Another Under-the-Radar Unitary Executive Catastrophe
Charles: The New Yorker’s indispensable Elizabeth Kolbert describes the latest planned destruction of the Federal budget process by Russell Vought, architect of Project 2025, director of the Office of Management and Budget and one of the most vicious and effective members of the Trump administration.
Russell Vought
Every Democrat in the Senate has signed a letter describing it as a “new cudgel” to “advance Trump’s partisan agenda and punish political rivals.” The legal website Lexology said, “The stakes could not be higher.”
Previously controlled by civil servants and peer review panels, the proposal would shift the power over all discretionary federal spending to political appointees of the president.
Senator Patty Murray of Washington said the new policy would “turn the entire federal government into this one big slush fund to reward those aligned with the Administration and punish everyone else.”
Among the proposed rules’ many provisions is one that would prohibit federal money from being used to support collaborations between researchers in the United States and their colleagues in many other countries. “By this guidance, America would not be allowed to be included in the International Space Station,” Colette Delawalla, who founded and heads the group Stand Up for Science, said in an interview. “The same goes for every type of weather monitoring and pandemic monitoring.”

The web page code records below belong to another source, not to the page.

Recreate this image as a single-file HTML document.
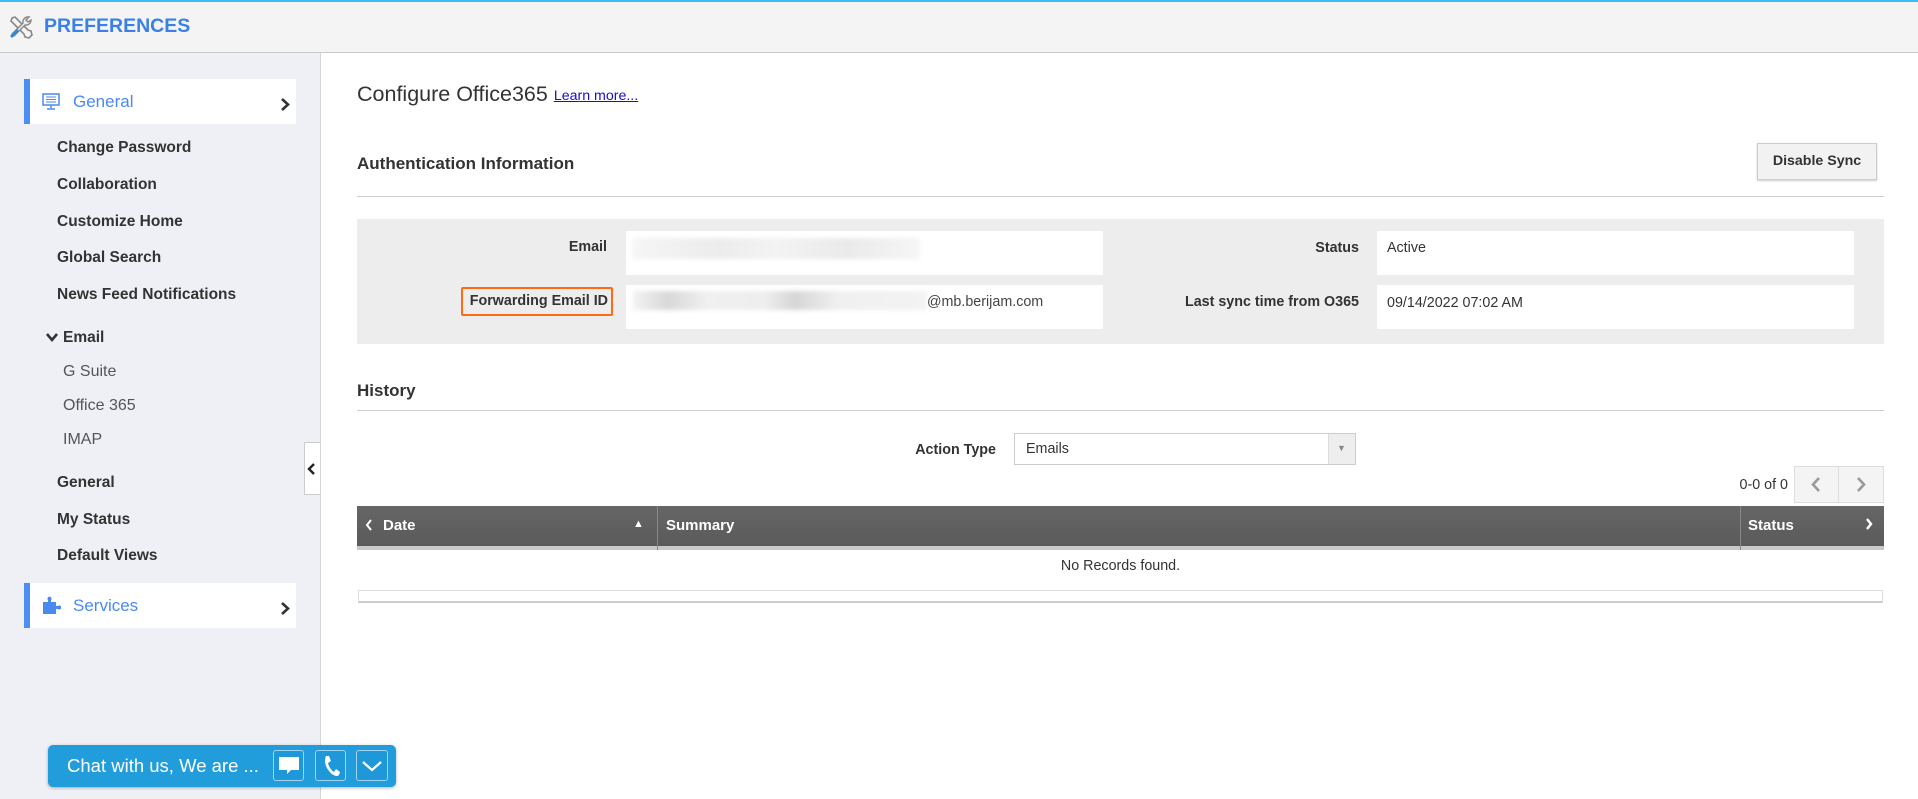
<!DOCTYPE html>
<html><head><meta charset="utf-8">
<style>
*{margin:0;padding:0;box-sizing:border-box}
body{width:1918px;height:799px;overflow:hidden;background:#fff;font-family:"Liberation Sans",Arial,sans-serif;position:relative;color:#333}
.a{position:absolute;white-space:nowrap}
.hdr{left:0;top:0;width:1918px;height:53px;background:#f4f4f4;border-top:2px solid #3cbcf0;border-bottom:1px solid #c8c8c8}
.side{left:0;top:53px;width:321px;height:746px;background:#eef0f5;border-right:1px solid #d6d6d6}
.nav{font-weight:bold;font-size:15.5px;color:#333;line-height:20px}
.sub{font-size:16px;color:#555;line-height:20px}
.box{background:#fff;border-left:6px solid #4d8ef5}
.lbl{font-weight:bold;font-size:14.3px;color:#333;line-height:16px;text-align:right}
.val{background:#fff}
.th{color:#fff;font-weight:bold;font-size:15px;line-height:18px}
.t{font-size:14.3px;color:#333;line-height:16px}
</style></head><body>
<div class="a hdr"></div>
<svg class="a" style="left:8px;top:14px" width="26" height="26" viewBox="0 0 26 26">
<path d="M4 4 L7 3 L20 16 L23 17 L24 21 L21 24 L17 23 L16 20 L3 7 Z" fill="none" stroke="#888" stroke-width="1.6"/>
<path d="M20 3 a5 5 0 0 0 -5 6 L4 20 L6 22 L17 11 a5 5 0 0 0 6 -5 L20 8 L18 6 L21 3 Z" fill="#eee" stroke="#888" stroke-width="1.4"/>
<path d="M2 22 L9 15 L11 17 L4 24 Z" fill="#2a8bd6"/>
</svg>
<div class="a" style="left:44px;top:14px;font-size:19.5px;font-weight:bold;color:#3a80e6;line-height:24px">PREFERENCES</div>

<div class="a side"></div>
<div class="a box" style="left:24px;top:79px;width:272px;height:45px"></div>
<svg class="a" style="left:42px;top:93px" width="18" height="17" viewBox="0 0 18 17"><rect x="1" y="1" width="16" height="11" fill="none" stroke="#4a8af0" stroke-width="1.5"/><path d="M4 4h10M4 6.5h10M4 9h10" stroke="#4a8af0" stroke-width="1"/><path d="M9 12v3M5 16h8" stroke="#4a8af0" stroke-width="1.5"/></svg>
<div class="a" style="left:73px;top:92px;font-size:17px;color:#4a8af0;line-height:20px">General</div>
<svg class="a" style="left:280px;top:97px" width="10" height="15" viewBox="0 0 10 15"><path d="M2 2 L8 7.5 L2 13" fill="none" stroke="#333" stroke-width="2.6"/></svg>

<div class="a nav" style="left:57px;top:138px">Change Password</div>
<div class="a nav" style="left:57px;top:175px">Collaboration</div>
<div class="a nav" style="left:57px;top:212px">Customize Home</div>
<div class="a nav" style="left:57px;top:248px">Global Search</div>
<div class="a nav" style="left:57px;top:285px">News Feed Notifications</div>
<svg class="a" style="left:45px;top:332px" width="14" height="11" viewBox="0 0 14 11"><path d="M2 2 L7 8 L12 2" fill="none" stroke="#333" stroke-width="2.6"/></svg>
<div class="a nav" style="left:63px;top:328px">Email</div>
<div class="a sub" style="left:63px;top:362px">G Suite</div>
<div class="a sub" style="left:63px;top:396px">Office 365</div>
<div class="a sub" style="left:63px;top:430px">IMAP</div>
<div class="a nav" style="left:57px;top:473px">General</div>
<div class="a nav" style="left:57px;top:510px">My Status</div>
<div class="a nav" style="left:57px;top:546px">Default Views</div>

<div class="a box" style="left:24px;top:583px;width:272px;height:45px"></div>
<svg class="a" style="left:42px;top:596px" width="19" height="18" viewBox="0 0 19 18"><path d="M1 6h5V4a2 2 0 1 1 3 0v2h5v4h2a2 2 0 1 1 0 3h-2v5H1z" fill="#4a8af0"/></svg>
<div class="a" style="left:73px;top:596px;font-size:17px;color:#4a8af0;line-height:20px">Services</div>
<svg class="a" style="left:280px;top:601px" width="10" height="15" viewBox="0 0 10 15"><path d="M2 2 L8 7.5 L2 13" fill="none" stroke="#333" stroke-width="2.6"/></svg>

<div class="a" style="left:304px;top:442px;width:16px;height:53px;background:#fff;border:1px solid #ccc;border-right:none"></div>
<svg class="a" style="left:306px;top:462px" width="10" height="14" viewBox="0 0 10 14"><path d="M8 2 L3 7 L8 12" fill="none" stroke="#222" stroke-width="2.4"/></svg>

<!-- main -->
<div class="a" style="left:357px;top:81px;font-size:21.5px;color:#333;line-height:26px">Configure Office365 <span style="font-size:14.2px;color:#1a0dcc;text-decoration:underline;vertical-align:1px">Learn more...</span></div>
<div class="a" style="left:357px;top:153px;font-size:17px;font-weight:bold;color:#333;line-height:22px">Authentication Information</div>
<div class="a" style="left:1757px;top:143px;width:120px;height:37px;background:#f2f2f2;border:1px solid #ccc;box-shadow:0 1px 2px rgba(0,0,0,.2);font-weight:bold;font-size:14.2px;line-height:35px;text-align:center;color:#333">Disable Sync</div>
<div class="a" style="left:357px;top:196px;width:1527px;height:1px;background:#ccc"></div>
<div class="a" style="left:357px;top:219px;width:1527px;height:125px;background:#ededed"></div>
<div class="a lbl" style="left:440px;top:239px;width:167px">Email</div>
<div class="a val" style="left:626px;top:231px;width:477px;height:44px"></div>
<div class="a" style="left:632px;top:238px;width:288px;height:21px;background:linear-gradient(90deg,#f6f6f6,#ececec 30%,#f3f3f3 50%,#eaeaea 75%,#f6f6f6);filter:blur(2px)"></div>
<div class="a" style="left:461px;top:287px;width:152px;height:29px;border:2px solid #ff6a13;border-radius:2px"></div>
<div class="a lbl" style="left:440px;top:293px;width:168px">Forwarding Email ID</div>
<div class="a val" style="left:626px;top:285px;width:477px;height:44px"></div>
<div class="a" style="left:633px;top:291px;width:294px;height:19px;background:linear-gradient(90deg,#f3f3f3,#d8d8d8 12%,#f0f0f0 25%,#eee 45%,#d6d6d6 55%,#f0f0f0 70%,#f3f3f3);filter:blur(2px)"></div>
<div class="a t" style="left:927px;top:294px;color:#444">@mb.berijam.com</div>
<div class="a lbl" style="left:1150px;top:240px;width:209px">Status</div>
<div class="a val" style="left:1377px;top:231px;width:477px;height:44px"></div>
<div class="a t" style="left:1387px;top:240px">Active</div>
<div class="a lbl" style="left:1150px;top:294px;width:209px">Last sync time from O365</div>
<div class="a val" style="left:1377px;top:285px;width:477px;height:44px"></div>
<div class="a t" style="left:1387px;top:295px">09/14/2022 07:02 AM</div>

<div class="a" style="left:357px;top:380px;font-size:17px;font-weight:bold;color:#333;line-height:22px">History</div>
<div class="a" style="left:357px;top:410px;width:1527px;height:1px;background:#ccc"></div>
<div class="a lbl" style="left:850px;top:442px;width:146px">Action Type</div>
<div class="a t" style="left:1014px;top:433px;width:342px;height:32px;border:1px solid #ccc;background:#fff;line-height:30px;padding-left:11px">Emails</div>
<div class="a" style="left:1328px;top:434px;width:27px;height:30px;background:#eee;border-left:1px solid #ddd"></div>
<div class="a" style="left:1337px;top:443px;font-size:9px;color:#888">▼</div>
<div class="a t" style="left:1688px;top:477px;width:100px;text-align:right">0-0 of 0</div>
<div class="a" style="left:1794px;top:466px;width:90px;height:37px;background:#f4f4f4;border:1px solid #ddd"></div>
<div class="a" style="left:1838px;top:467px;width:1px;height:35px;background:#ddd"></div>
<svg class="a" style="left:1810px;top:476px" width="12" height="17" viewBox="0 0 12 17"><path d="M9 2 L3 8.5 L9 15" fill="none" stroke="#999" stroke-width="2.6"/></svg>
<svg class="a" style="left:1855px;top:476px" width="12" height="17" viewBox="0 0 12 17"><path d="M3 2 L9 8.5 L3 15" fill="none" stroke="#999" stroke-width="2.6"/></svg>

<div class="a" style="left:357px;top:506px;width:1527px;height:40px;background:linear-gradient(#666,#5a5a5a)"></div>
<div class="a" style="left:357px;top:546px;width:1527px;height:4px;background:#c8c8c8"></div>
<div class="a" style="left:657px;top:506px;width:1px;height:44px;background:#888"></div>
<div class="a" style="left:1740px;top:506px;width:1px;height:44px;background:#888"></div>
<svg class="a" style="left:364px;top:518px" width="10" height="14" viewBox="0 0 10 14"><path d="M7 2 L3 7 L7 12" fill="none" stroke="#fff" stroke-width="2"/></svg>
<div class="a th" style="left:383px;top:517px">Date</div>
<div class="a" style="left:633px;top:518px;font-size:11px;color:#fff">▲</div>
<div class="a th" style="left:666px;top:517px">Summary</div>
<div class="a th" style="left:1748px;top:517px">Status</div>
<svg class="a" style="left:1864px;top:517px" width="10" height="14" viewBox="0 0 10 14"><path d="M3 2 L7 7 L3 12" fill="none" stroke="#fff" stroke-width="2.4"/></svg>
<div class="a t" style="left:357px;top:558px;width:1527px;text-align:center">No Records found.</div>
<div class="a" style="left:358px;top:590px;width:1525px;height:13px;border:1px solid #ddd;border-bottom:2px solid #ccc"></div>

<!-- chat -->
<div class="a" style="left:48px;top:745px;width:348px;height:42px;background:#229ddc;border-radius:5px;box-shadow:0 1px 3px rgba(0,0,0,.3)"></div>
<div class="a" style="left:67px;top:755px;font-size:18.5px;color:#fff;line-height:22px">Chat with us, We are ...</div>
<div class="a" style="left:273px;top:750px;width:31px;height:31px;border:1px solid #9fd3f0;border-radius:3px;background:#1f98da"></div>
<div class="a" style="left:315px;top:750px;width:31px;height:31px;border:1px solid #9fd3f0;border-radius:3px;background:#1f98da"></div>
<div class="a" style="left:356px;top:750px;width:32px;height:31px;border:1px solid #9fd3f0;border-radius:3px;background:#1f98da"></div>
<svg class="a" style="left:278px;top:756px" width="22" height="20" viewBox="0 0 22 20"><path d="M1 1h20v13H13l-4 4v-4H1z" fill="#fff"/></svg>
<svg class="a" style="left:321px;top:754px" width="20" height="24" viewBox="0 0 20 24"><path d="M5 2 L8 2 L10 7 L7 9 C8 13 10 16 13 18 L15 15 L19 18 L18 21 C16 23 12 22 8 17 C4 12 3 7 5 2 Z" fill="#fff"/></svg>
<svg class="a" style="left:361px;top:759px" width="22" height="14" viewBox="0 0 22 14"><path d="M2 3 L11 11 L20 3" fill="none" stroke="#fff" stroke-width="2.2"/></svg>
</body></html>
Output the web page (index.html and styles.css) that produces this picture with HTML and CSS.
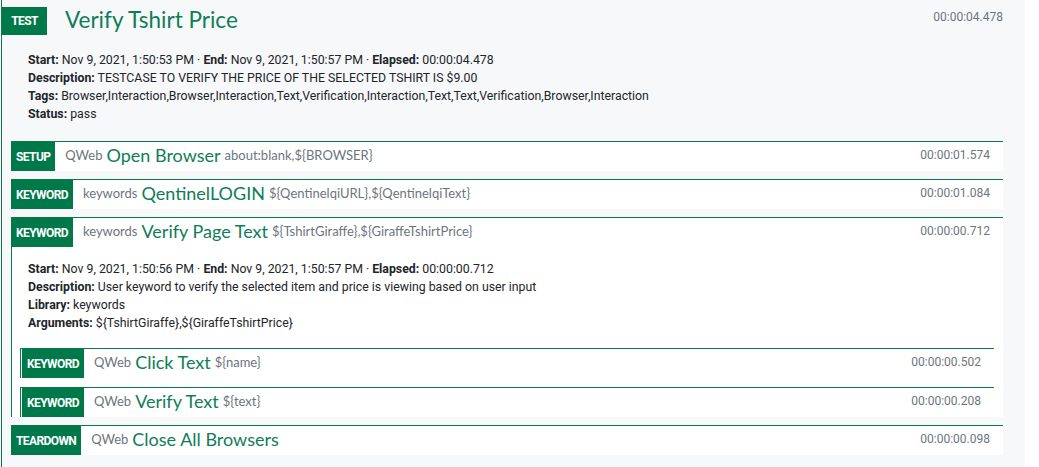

Last year, the Administration terminated or froze nearly eight thousand research grants. Federal judges have ordered many of them to be reinstated; still, roughly a third, totalling some 1.4 billion dollars, have yet to be released, and may be gone for good.
The O.M.B. is aiming to finalize the new regulations by October 1st. …It’s no accident that Vought wants the proposal enacted before the midterms; this would allow the Administration to continue to terrorize grant recipients even if Democrats gain control of Congress a free nd start to exercise real oversight.